While magnificent to watch, Gaudreau's game has only slowly won acceptance. As an adolescent and teenager in New Jersey, he continuously missed the cut for the district team, which took the best players in the region. He eventually stopped trying out, his father said. Only after an assistant coach for Northeastern—the school he first committed to—insisted the 16-year-old standing 5'6" try out again, did Gaudreau finally break that wall.

"I was concerned that his size would hold him back," Guy Gaudreau said.
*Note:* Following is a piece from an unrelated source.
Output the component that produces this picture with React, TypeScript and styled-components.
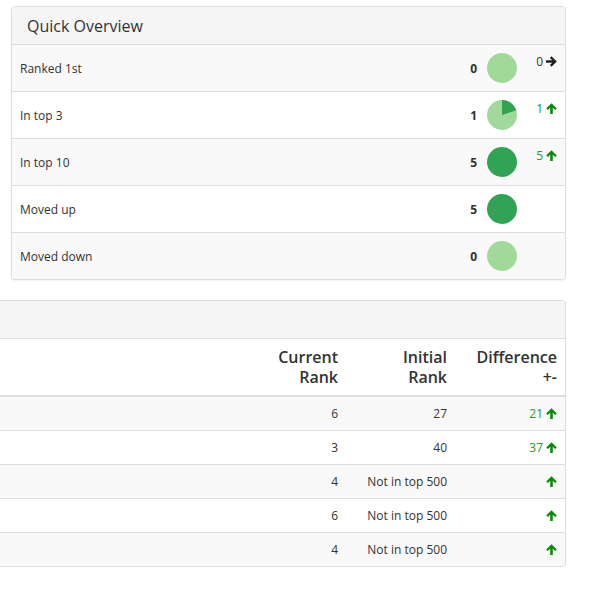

But once Johnny Gaudreau got to the USHL, his career began to flourish quickly. Montgomery expected him to stay for three years as a stopover before college. Gaudreau left after a year, good enough to play at Boston College immediately, though his father admits Johnny has a habit of pushing the pace in his career, too. Gaudreau won the Hobey Baker as a junior and then turned pro. Now, the Calgary forward has blossomed into a two-time All-Star in Calgary, scoring at a point-per-game pace. He's an emerging star defined by his size and flair but not limited by it.

"He's a little tiger," Flames coach Bob Hartley said. "He has very high expectations of himself. He wants to contribute. It's quite a treat to watch him, whether it's going on the power play or a regular shift or a 3-on-3, you can see sparks in his eyes.

"The only disappointment is that I think he's done growing. He won't get much taller. We have to put up with this."